The oddest part of “Carpenter Street” might be the episode’s decision to hang most of it around the character of Loomis, a low grade sleazeball without much in the way of interesting or redeeming qualities. The episode begins with him and ends with him, even though aside from occasional bits of comic relief, he contributes nothing to the episode. At one point the rumor regarding “Carpenter Street” was that the producers were looking for a ‘name star’ to play the part of Loomis and that may explain why Loomis ‘looms’ so large in this episode. But since at the end of the day the producers ended up a casting a capable but generally unknown actor who’s played a number of roles on STAR TREK over the years, it’s unclear why the Loomis character continued to play such a large role in the episode.
In order to accommodate the Loomis character, the episode had to have Archer do some pretty stupid things. First his plan to sneak in alone using Loomis and then take on the Reptilian Xindi is nothing short of foolish. Loomis is not trustworthy, as we find out later, and when your team only has two people on it and the enemy outnumbers it, splitting up is just senseless. In “Rajiin” and “Twilight,” we’ve seen that the Reptilian Xindi are very tough and very formidable and easily defeated the MACO’s even when the numbers were even. Archer taking them on alone is nothing short of insane and his being able to do it so easily discredits the Xindi as a capable enemy.

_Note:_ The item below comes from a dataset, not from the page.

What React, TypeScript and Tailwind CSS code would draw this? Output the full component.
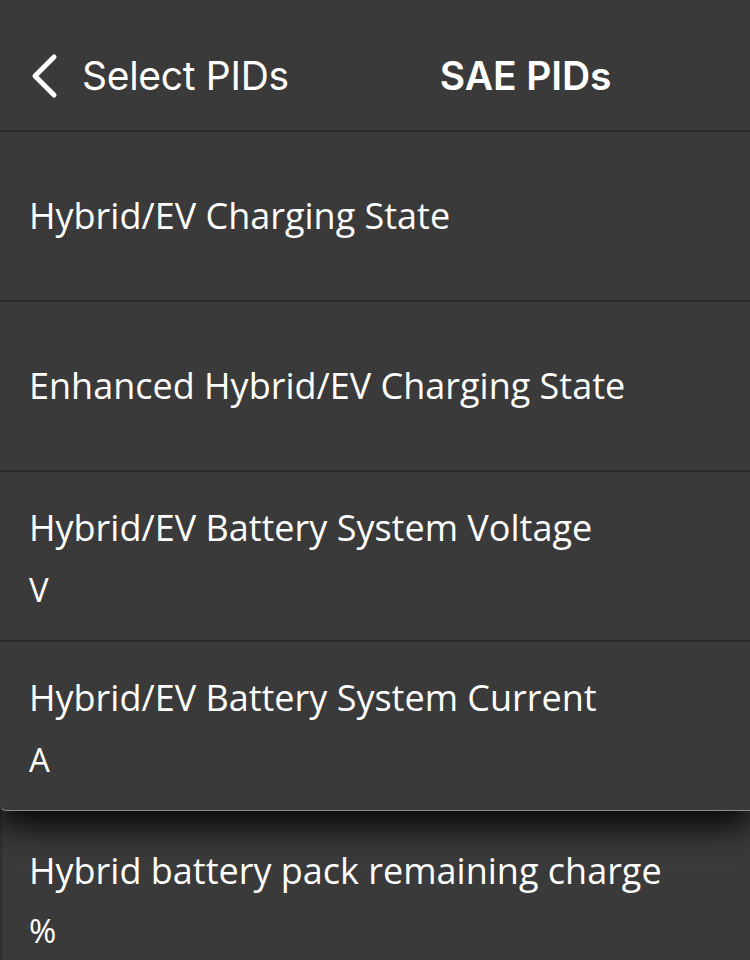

And why keep Loomis around anyway once Archer was inside? There is no real reason except that the plot calls for a bit of suspense that has Loomis attacking T’Pol. Like most of what happens in the episode, Archer’s decisions make no sense except as setups for action scenes borrowed from TV shows with even worse writing. All in all Loomis is the single biggest weakness because the plot warps around him. If an actual big name had been cast in the part, centering the episode around him might have made some sense. But lacking any depth, complexity or redeeming qualities, Loomis is nothing more than 30 seconds of comic relief stretched out to 15 minutes. T’Pol at one point suggests that Loomis encapsulates the worst qualities of the 21th century, which we might take as the writer’s view of Loomis. Except of course the worst qualities of the 21st century would involve mass murder, brutal dictatorships and theocracies and the eugenics war, which STAR TREK once again forgets about. Loomis is just a petty sleazeball. He doesn’t represent the moral failings of the 21st century, just the failings of this episode.